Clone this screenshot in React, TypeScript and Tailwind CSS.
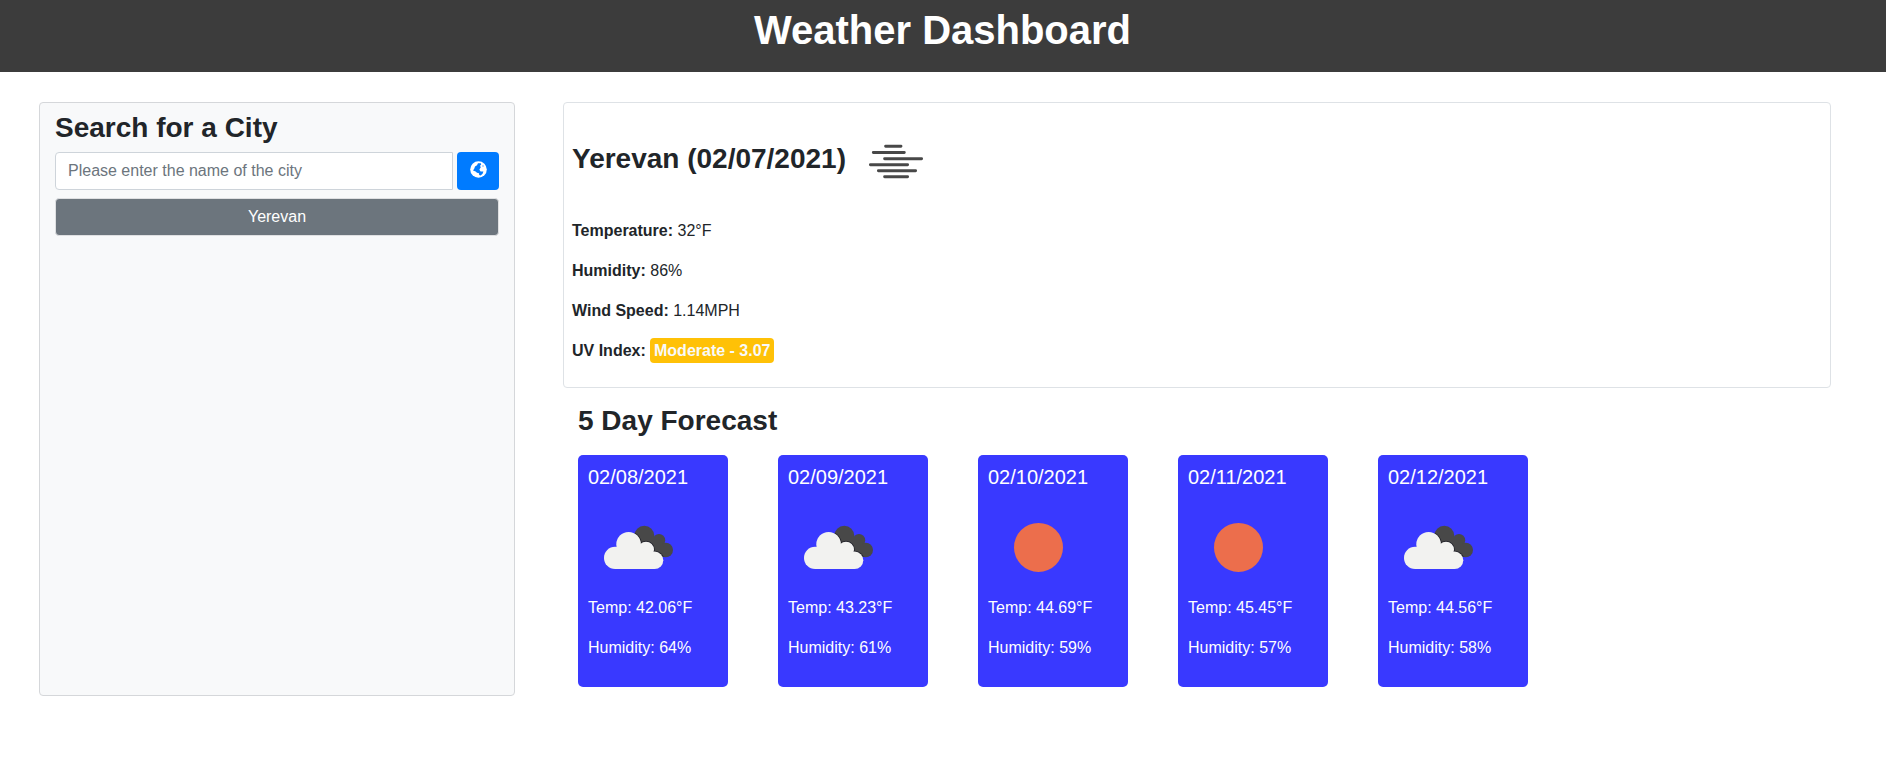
import React from "react";

type Sky = "clouds" | "clear";

const forecast: { date: string; sky: Sky; temp: string; humidity: number }[] = [
  { date: "02/08/2021", sky: "clouds", temp: "42.06", humidity: 64 },
  { date: "02/09/2021", sky: "clouds", temp: "43.23", humidity: 61 },
  { date: "02/10/2021", sky: "clear", temp: "44.69", humidity: 59 },
  { date: "02/11/2021", sky: "clear", temp: "45.45", humidity: 57 },
  { date: "02/12/2021", sky: "clouds", temp: "44.56", humidity: 58 },
];

function GlobeIcon() {
  return (
    <svg width="17" height="17" viewBox="0 0 17 17">
      <circle cx="8.5" cy="8.5" r="8.3" fill="#fff" />
      <path
        fill="#007bff"
        d="M8 2.2L10.8 2.2L11.2 3.6L10 4.8L10.8 6.2L10 7.6L9.4 8.8L10.6 10.4L13.4 10.6L12.6 12.8L10.6 14.4L9.2 14L9 12.2L7 11.8L5.6 10.6L3 9.6L4.2 7.8L5 5.4L7 4.2Z"
      />
      <path fill="#007bff" d="M12.4 4.4h1.2v1.2h-1.2z" />
    </svg>
  );
}

function MistIcon() {
  return (
    <svg
      className="mt-[5px] ml-1"
      width="100"
      height="100"
      viewBox="0 0 100 100"
      stroke="#484848"
      strokeWidth="2.9"
      strokeLinecap="round"
    >
      <path d="M35.6 33.3h15.4M23.3 39.5h31M34.6 45.8h37M20.4 51.7h37.2M28.4 57.7h37.2M34.6 63.7h23" />
    </svg>
  );
}

function WhiteCloud() {
  return (
    <>
      <circle cx="27.1" cy="60.9" r="11.1" />
      <circle cx="40.6" cy="47.3" r="12.3" />
      <circle cx="58" cy="52.7" r="8" />
      <circle cx="66.6" cy="63.3" r="8.7" />
      <path d="M28.3 50L60 55L66.6 63V72H27V60Z" />
    </>
  );
}

function DarkCloud() {
  return (
    <>
      <circle cx="56.3" cy="38.7" r="10" />
      <circle cx="71" cy="43.2" r="6.2" />
      <circle cx="77.7" cy="53" r="7.3" />
      <path d="M52 40L70 40L78 54L76 60L60 55Z" />
    </>
  );
}

function CloudsIcon({ id }: { id: string }) {
  return (
    <svg width="100" height="100" viewBox="0 0 100 100">
      <clipPath id={id}>
        <DarkCloud />
      </clipPath>
      <g fill="#484848">
        <DarkCloud />
      </g>
      <g clipPath={`url(#${id})`} fill="#23232b" stroke="#23232b" strokeWidth="1.8">
        <WhiteCloud />
      </g>
      <g fill="#f2f2f0">
        <WhiteCloud />
      </g>
    </svg>
  );
}

function SunIcon() {
  return (
    <svg width="100" height="100" viewBox="0 0 100 100">
      <circle cx="50.5" cy="50.4" r="24.5" fill="#ec6e4c" />
    </svg>
  );
}

function Reading({ label, children }: { label: string; children: React.ReactNode }) {
  return (
    <p className="mb-4 h-6">
      <strong>{label}:</strong> {children}
    </p>
  );
}

export default function App() {
  return (
    <div className="min-h-[781px] bg-white font-['Liberation_Sans',Arial,sans-serif] text-base leading-6 text-[#212529]">
      <header className="h-[72px] bg-[#3c3c3c] pt-1.5 pr-px text-center">
        <h1 className="text-[40px] leading-[48px] font-bold text-white">Weather Dashboard</h1>
      </header>
      <div className="flex items-start pt-[30px] pl-[39px]">
        <aside className="h-[594px] w-[476px] rounded border border-[#d5d7da] bg-[#f8f9fa] px-[15px] pt-2">
          <h2 className="mb-2 text-[28px] leading-[33px] font-bold">Search for a City</h2>
          <div className="flex gap-1">
            <input
              className="h-[38px] w-[398px] rounded-l border border-[#ced4da] bg-white px-3 placeholder:text-[#6c757d]"
              placeholder="Please enter the name of the city"
            />
            <button className="flex h-[38px] w-[42px] items-center justify-center rounded bg-[#007bff] pb-1">
              <GlobeIcon />
            </button>
          </div>
          <button className="mt-2 h-[38px] w-[444px] rounded border border-[#dfe0e2] bg-[#6c757d] text-white">Yerevan</button>
        </aside>
        <main className="ml-12 w-[1268px]">
          <section className="h-[286px] rounded border border-[#dee2e6] px-2">
            <div className="mb-px flex h-[115px] items-center">
              <h2 className="mb-1 text-[28px] leading-[34px] font-bold">Yerevan (02/07/2021)</h2>
              <MistIcon />
            </div>
            <Reading label="Temperature">32°F</Reading>
            <Reading label="Humidity">86%</Reading>
            <Reading label="Wind Speed">1.14MPH</Reading>
            <Reading label="UV Index">
              <span className="-mt-px inline-block h-[25px] w-[124px] rounded bg-[#ffc107] text-center leading-[26px] font-bold whitespace-nowrap text-[#f8f9fa]">
                Moderate - 3.07
              </span>
            </Reading>
          </section>
          <section className="pl-[15px]">
            <h2 className="mt-4 text-[28px] leading-[34px] font-bold">5 Day Forecast</h2>
            <div className="mt-[17px] flex gap-[50px]">
              {forecast.map((day) => (
                <article key={day.date} className="h-[232px] w-[150px] rounded-[5px] bg-[#3939ff] px-2.5 pt-2.5 text-white">
                  <h5 className="mb-2 text-xl leading-6">{day.date}</h5>
                  <div className="h-[99px]">{day.sky === "clouds" ? <CloudsIcon id={`shade-${day.humidity}`} /> : <SunIcon />}</div>
                  <p className="mb-4">Temp: {day.temp}°F</p>
                  <p>Humidity: {day.humidity}%</p>
                </article>
              ))}
            </div>
          </section>
        </main>
      </div>
    </div>
  );
}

(Task description)
Restate the data above word for word. Skip every picture.

(Task solution)
Clone this screenshot in React, TypeScript and Tailwind CSS.
import React from "react";

type Sky = "clouds" | "clear";

const forecast: { date: string; sky: Sky; temp: string; humidity: number }[] = [
  { date: "02/08/2021", sky: "clouds", temp: "42.06", humidity: 64 },
  { date: "02/09/2021", sky: "clouds", temp: "43.23", humidity: 61 },
  { date: "02/10/2021", sky: "clear", temp: "44.69", humidity: 59 },
  { date: "02/11/2021", sky: "clear", temp: "45.45", humidity: 57 },
  { date: "02/12/2021", sky: "clouds", temp: "44.56", humidity: 58 },
];

function GlobeIcon() {
  return (
    <svg width="17" height="17" viewBox="0 0 17 17">
      <circle cx="8.5" cy="8.5" r="8.3" fill="#fff" />
      <path
        fill="#007bff"
        d="M8 2.2L10.8 2.2L11.2 3.6L10 4.8L10.8 6.2L10 7.6L9.4 8.8L10.6 10.4L13.4 10.6L12.6 12.8L10.6 14.4L9.2 14L9 12.2L7 11.8L5.6 10.6L3 9.6L4.2 7.8L5 5.4L7 4.2Z"
      />
      <path fill="#007bff" d="M12.4 4.4h1.2v1.2h-1.2z" />
    </svg>
  );
}

function MistIcon() {
  return (
    <svg
      className="mt-[5px] ml-1"
      width="100"
      height="100"
      viewBox="0 0 100 100"
      stroke="#484848"
      strokeWidth="2.9"
      strokeLinecap="round"
    >
      <path d="M35.6 33.3h15.4M23.3 39.5h31M34.6 45.8h37M20.4 51.7h37.2M28.4 57.7h37.2M34.6 63.7h23" />
    </svg>
  );
}

function WhiteCloud() {
  return (
    <>
      <circle cx="27.1" cy="60.9" r="11.1" />
      <circle cx="40.6" cy="47.3" r="12.3" />
      <circle cx="58" cy="52.7" r="8" />
      <circle cx="66.6" cy="63.3" r="8.7" />
      <path d="M28.3 50L60 55L66.6 63V72H27V60Z" />
    </>
  );
}

function DarkCloud() {
  return (
    <>
      <circle cx="56.3" cy="38.7" r="10" />
      <circle cx="71" cy="43.2" r="6.2" />
      <circle cx="77.7" cy="53" r="7.3" />
      <path d="M52 40L70 40L78 54L76 60L60 55Z" />
    </>
  );
}

function CloudsIcon({ id }: { id: string }) {
  return (
    <svg width="100" height="100" viewBox="0 0 100 100">
      <clipPath id={id}>
        <DarkCloud />
      </clipPath>
      <g fill="#484848">
        <DarkCloud />
      </g>
      <g clipPath={`url(#${id})`} fill="#23232b" stroke="#23232b" strokeWidth="1.8">
        <WhiteCloud />
      </g>
      <g fill="#f2f2f0">
        <WhiteCloud />
      </g>
    </svg>
  );
}

function SunIcon() {
  return (
    <svg width="100" height="100" viewBox="0 0 100 100">
      <circle cx="50.5" cy="50.4" r="24.5" fill="#ec6e4c" />
    </svg>
  );
}

function Reading({ label, children }: { label: string; children: React.ReactNode }) {
  return (
    <p className="mb-4 h-6">
      <strong>{label}:</strong> {children}
    </p>
  );
}

export default function App() {
  return (
    <div className="min-h-[781px] bg-white font-['Liberation_Sans',Arial,sans-serif] text-base leading-6 text-[#212529]">
      <header className="h-[72px] bg-[#3c3c3c] pt-1.5 pr-px text-center">
        <h1 className="text-[40px] leading-[48px] font-bold text-white">Weather Dashboard</h1>
      </header>
      <div className="flex items-start pt-[30px] pl-[39px]">
        <aside className="h-[594px] w-[476px] rounded border border-[#d5d7da] bg-[#f8f9fa] px-[15px] pt-2">
          <h2 className="mb-2 text-[28px] leading-[33px] font-bold">Search for a City</h2>
          <div className="flex gap-1">
            <input
              className="h-[38px] w-[398px] rounded-l border border-[#ced4da] bg-white px-3 placeholder:text-[#6c757d]"
              placeholder="Please enter the name of the city"
            />
            <button className="flex h-[38px] w-[42px] items-center justify-center rounded bg-[#007bff] pb-1">
              <GlobeIcon />
            </button>
          </div>
          <button className="mt-2 h-[38px] w-[444px] rounded border border-[#dfe0e2] bg-[#6c757d] text-white">Yerevan</button>
        </aside>
        <main className="ml-12 w-[1268px]">
          <section className="h-[286px] rounded border border-[#dee2e6] px-2">
            <div className="mb-px flex h-[115px] items-center">
              <h2 className="mb-1 text-[28px] leading-[34px] font-bold">Yerevan (02/07/2021)</h2>
              <MistIcon />
            </div>
            <Reading label="Temperature">32°F</Reading>
            <Reading label="Humidity">86%</Reading>
            <Reading label="Wind Speed">1.14MPH</Reading>
            <Reading label="UV Index">
              <span className="-mt-px inline-block h-[25px] w-[124px] rounded bg-[#ffc107] text-center leading-[26px] font-bold whitespace-nowrap text-[#f8f9fa]">
                Moderate - 3.07
              </span>
            </Reading>
          </section>
          <section className="pl-[15px]">
            <h2 className="mt-4 text-[28px] leading-[34px] font-bold">5 Day Forecast</h2>
            <div className="mt-[17px] flex gap-[50px]">
              {forecast.map((day) => (
                <article key={day.date} className="h-[232px] w-[150px] rounded-[5px] bg-[#3939ff] px-2.5 pt-2.5 text-white">
                  <h5 className="mb-2 text-xl leading-6">{day.date}</h5>
                  <div className="h-[99px]">{day.sky === "clouds" ? <CloudsIcon id={`shade-${day.humidity}`} /> : <SunIcon />}</div>
                  <p className="mb-4">Temp: {day.temp}°F</p>
                  <p>Humidity: {day.humidity}%</p>
                </article>
              ))}
            </div>
          </section>
        </main>
      </div>
    </div>
  );
}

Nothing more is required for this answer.